Werner Oechslin
„Humaniter ad Divina“ und: Architektur als Geistesgeschichte. Dalibor Vesely und Guarino Guarini: ein Nachtrag
pp. 163‐180.
Dalibor Vesely insegnava storia e teoria dell’architettura
all’Università di Cambridge. Per lungo
tempo si è occupato di Guarini Guarini nel contesto
del fenomeno del Barocco e, di conseguenza,
si è particolarmente interessato a problemi di
metodo con un’attenzione all’ermeneutica e a posizioni
come quella di Hans Sedlmayr. Le sue “trasgressioni”

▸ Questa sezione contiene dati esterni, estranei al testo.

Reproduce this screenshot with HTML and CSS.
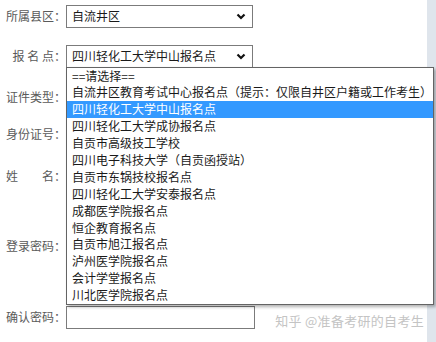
FILE: index.html
```html
<!DOCTYPE html>
<html lang="zh-CN">
<head>
    <meta charset="UTF-8">
    <title>报名信息</title>
    <link rel="stylesheet" href="styles.css">
</head>
<body>
<div class="page">
    <div class="form">
        <div class="row">
            <label class="label">所属县区：</label>
            <div class="select">
                <span>自流井区</span>
                <svg class="chev" width="10" height="7" viewBox="0 0 10 7"><polyline points="1.5,1.5 5,5 8.5,1.5" fill="none" stroke="#111" stroke-width="2.2"/></svg>
            </div>
        </div>

        <div class="row">
            <label class="label">报 名 点：</label>
            <div class="select open">
                <span>四川轻化工大学中山报名点</span>
                <svg class="chev" width="10" height="7" viewBox="0 0 10 7"><polyline points="1.5,1.5 5,5 8.5,1.5" fill="none" stroke="#111" stroke-width="2.2"/></svg>

                <!-- opened list of the select -->
                <ul class="options">
                    <li>==请选择==</li>
                    <li>自流井区教育考试中心报名点（提示：仅限自井区户籍或工作考生）</li>
                    <li class="active">四川轻化工大学中山报名点</li>
                    <li>四川轻化工大学成协报名点</li>
                    <li>自贡市高级技工学校</li>
                    <li>四川电子科技大学（自贡函授站）</li>
                    <li>自贡市东锅技校报名点</li>
                    <li>四川轻化工大学安泰报名点</li>
                    <li>成都医学院报名点</li>
                    <li>恒企教育报名点</li>
                    <li>自贡市旭江报名点</li>
                    <li>泸州医学院报名点</li>
                    <li>会计学堂报名点</li>
                    <li>川北医学院报名点</li>
                </ul>
            </div>
        </div>

        <div class="row">
            <label class="label">证件类型：</label>
            <div class="select"></div>
        </div>

        <div class="row">
            <label class="label">身份证号：</label>
            <input class="input" type="text">
        </div>

        <div class="row">
            <label class="label">姓&emsp;&emsp;名：</label>
            <input class="input" type="text">
        </div>

        <div class="row">
            <label class="label">登录密码：</label>
            <input class="input" type="password">
        </div>

        <div class="row">
            <label class="label">确认密码：</label>
            <input class="input" type="password">
        </div>
    </div>

    <div class="watermark">知乎 @准备考研的自考生</div>
</div>
<div class="strip"></div>
</body>
</html>
```

FILE: styles.css
```css
html, body {
    margin: 0;
    height: 100%;
}

body {
    display: flex;
    background-color: #fff;
    font-family: "Noto Sans CJK SC", "Liberation Sans", sans-serif;
    font-size: 12px;
    color: #222;
    overflow: hidden;
}

.page {
    flex: 1;
    position: relative;
}

.strip {
    width: 9px;
    background-color: #dfe5ec;
}

.form {
    display: grid;
    grid-template-rows: 40px 41px 37px 42px 70px 71px 24px;
    padding-top: 4px;
}

.row {
    display: flex;
    align-items: center;
    height: 24px;
}

.label {
    width: 66px;
    text-align: right;
    color: #5a5a5a;
    line-height: 16px;
    white-space: nowrap;
}

.select {
    position: relative;
    box-sizing: border-box;
    width: 187px;
    height: 23px;
    border: 1px solid #7b7b7b;
    display: flex;
    align-items: center;
    justify-content: space-between;
    padding: 0 5px 0 5px;
    line-height: 16px;
    color: #1a1a1a;
}

.chev {
    margin-right: 1px;
}

.input {
    box-sizing: border-box;
    width: 189px;
    height: 23px;
    border: 1px solid #7b7b7b;
    margin: 0;
    padding: 0 5px;
    font: inherit;
}

.options {
    position: absolute;
    top: 21px;
    left: -1px;
    z-index: 2;
    width: 368px;
    box-sizing: border-box;
    margin: 0;
    padding: 0;
    list-style: none;
    background-color: #fff;
    border: 1px solid #646464;
    box-shadow: 2px 2px 3px rgba(0, 0, 0, 0.3);
}

.options li {
    height: 16.9px;
    line-height: 16.9px;
    padding-left: 5px;
    white-space: nowrap;
    color: #1a1a1a;
}

.options li.active {
    background-color: #3399ff;
    color: #fff;
}

.watermark {
    position: absolute;
    right: 3px;
    bottom: 12px;
    z-index: 3;
    font-size: 13px;
    color: #c4c4c4;
    text-shadow: 0 0 2px #fff, 0 0 1px #fff;
    letter-spacing: 0.3px;
}
```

dei limiti della storia dell’arte furono
sempre stimolanti, ma provocarono anche reazioni
negative. È logico che Vesely dovesse occuparsi continuamente anche di problemi di storia della
scienza. Per spiegare la cupola della Sindone come
successione di forme geometriche di dimensioni
crescenti, per analogia, si è riferito all’
Opus Geometricum
di Grégoire de Saint-Victor (1647).
Questo studio parte da qui e tenta di entrare più
concretamente nel contesto dei testi matematici
di Grégoire de Saint Victor e poi, soprattutto,
in quelli di Guarino Guarini dove la vicinanza
di schemi geometrici e di corpi architettonici si
rivela pertinente e certa. Guarini ne parla come
“quasi fructus antecedentium Tractatuum”. Le sue
opere matematiche, come l’
Euclide Adauctus, sono
soprattutto di valore didattico e didattico-sistematico.
Quel “fructus” si riferisce alla discussione
sistematica del “complementum omnium, quae de
punctis, lineis, figuris, planitiebus & soliditatibus
dicta sunt”. L’architettura non si serve soltanto di
singole figure o schemi, ma segue il
percorso sistematico
“euclideo” della geometria con tutto il peso
di un “ragionamento” sistematico e conclusivo.
Viene in mente la tradizione di Cusano, il cui
De
Transmutationibus Geometricis funse sempre da modello
per tali applicazioni e trasformazioni. L’architettura
di Guarini viene così immersa nell’universale
cosmo matematico e ne sfrutta i principi e
i significati. Il motto
Humaniter ad Divina è preso
dal De Visione Dei di Cusano.
Non c’è dubbio che Guarini, “teologo”, fosse disponibile
ad aprirsi a tali orizzonti. Dalibor Vesely
cercava di trovare una spiegazione “totalizzante”
del Barocco e la vedeva raffigurata in maniera
eccellente nel soffitto dipinto da Franz Joseph
Spiegler nella chiesa di Zwiefalten (1751). Si tratta
certamente di un altro esempio, proprio nel significato
della concreta manifestazione di ciò che si
presenta come
“aspetto”/aspectus, e che quindi è
visibile e accessibile ai sensi. Con tali espressioni
artistiche siamo di fronte a concetti ben più ampi e
universali, come si vede anche dalla strumentalizzazione
matematica, non esclusivamente astratta
ma tangibile nel contesto di una realtà architettonica
contingente e concreta. Tale è il “mistero”
barocco, di riunire concretamente il mondo spirituale
(e teleologico) con i segni “alienati” dell’arte.
O meglio: dietro questi “misteri” si intravvede
un processo ben definito, “scientifico”, che lega in
chiara corrispondenza mondi spirituali e reali, architettonici.